Vor der Verlobung schon erzählt Lou Paul Rée den Vorfall und ihre Absicht, "wenn Du nichts dagegen hast". Rée kann nur resigniert einwilligen: "Wie Du's machst, ist's gut" [Lebensrückblick, S. 254]. Lou wollte sehr wahrscheinlich ihren alten Traum von der Dreieinigkeit neu inszenieren. Aber Rée wollte mit dem Auserwählten nicht konfrontiert werden. Im Vorfrühling 1887 verlässt er Berlin und lässt nie wieder etwas von sich hören. Etwa ein Jahr danach schreibt Lou am 17.3.1888 in ihr Tagebuch: "Heute vor sechs Jahren lernte ich Dich kennen .... Ich träume oft von Dir; nichts Besonderes, immer dasselbe und Einfache: dass ich Dich wiedersehe, und dann weine ich im Traume. Manchmal geschieht es mir, dass ich mich bewege oder spreche wie Du, - ganz unwillkürlich und zufällig, - dann fühle ich immer, wie lieb ich Dich habe. Ich erinnere mich eines Zankes zwischen uns, bei welchem Du, mitten aus der Entzweiung heraus, mit Deinem Gemisch von Güte und Ironie sagtest: > wenn wir uns ganz zerzankten und nach Jahren zufällig irgendwo wiederfänden, - wie schrecklich würden wir uns Beide freuen! <. Und Deine Augen standen plötzlich voll Wasser. Das fällt mir jetzt so oft ein und ich denke: Ja, Ja." [Lebensrückblick, S. 255].
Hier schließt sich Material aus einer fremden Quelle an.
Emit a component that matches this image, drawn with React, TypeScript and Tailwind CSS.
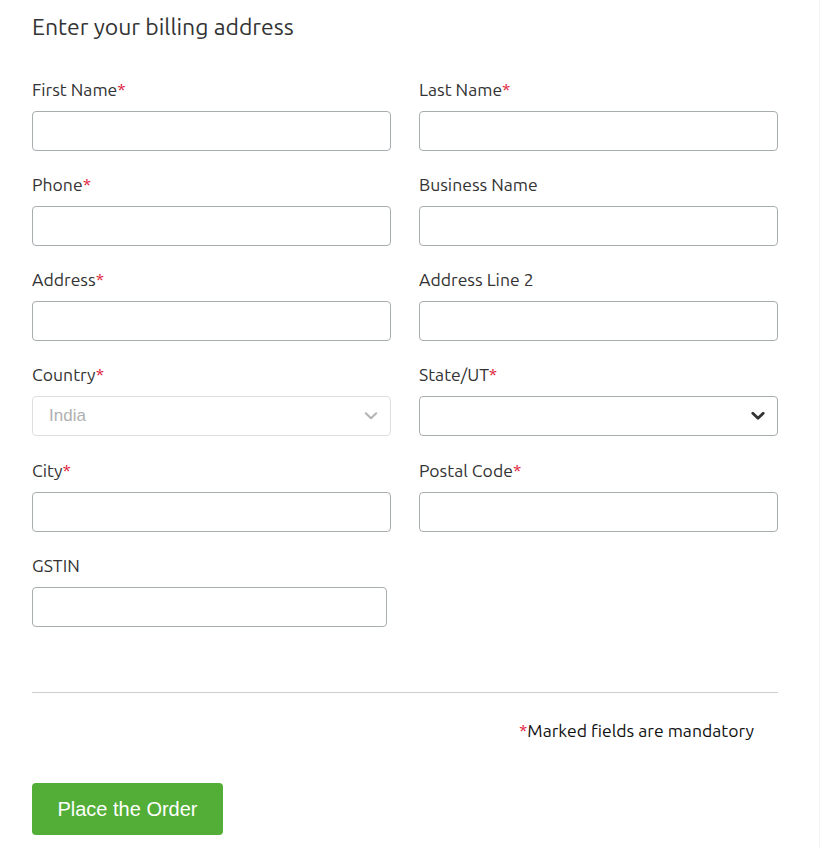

Rée beendet sein Studium in München und erwirbt dort auch seinen medizinischen Doktorgrad. Im Jahre 1890 lässt er sich als Armenarzt in Stibbe nieder. Während er am 28.10.1901 bei Celerina im Oberengadin eine Bergwanderung macht, stürzt er tödlich in den Inn ab. Lou ist von der Nachricht tief erschüttert. Aber erst im Alter wird sie einsehen, dass sie ihn damals gekränkt hat.
"Der letzte Abend, da er von mir fortging, blieb mit nie ganz verglimmendem Brand mir im Gedächtnis haften. Spät in der Nacht ging er, kehrte nach mehreren Minuten von der Straße zurück, weil es zu sinnlos regne. Worauf er nach einer Weile wieder ging, jedoch bald nochmals kam, um sich ein Buch mitzunehmen. Nachdem er nun fortgegangen war, wurde es schon Morgen. Ich schaute hinaus und wurde stutzig: über trockenen Straßen schauten die erblassenden Sterne aus wolkenlosem Himmel. Mich vom Fenster wendend, sah ich im Schein der Lampe ein kleines Kinderbild von mir aus Rées Besitz liegen. Auf dem Papierstück, das drum gefaltet war, stand: 'barmherzig sein, nicht suchen' " [Lebensrückblick, S. 93].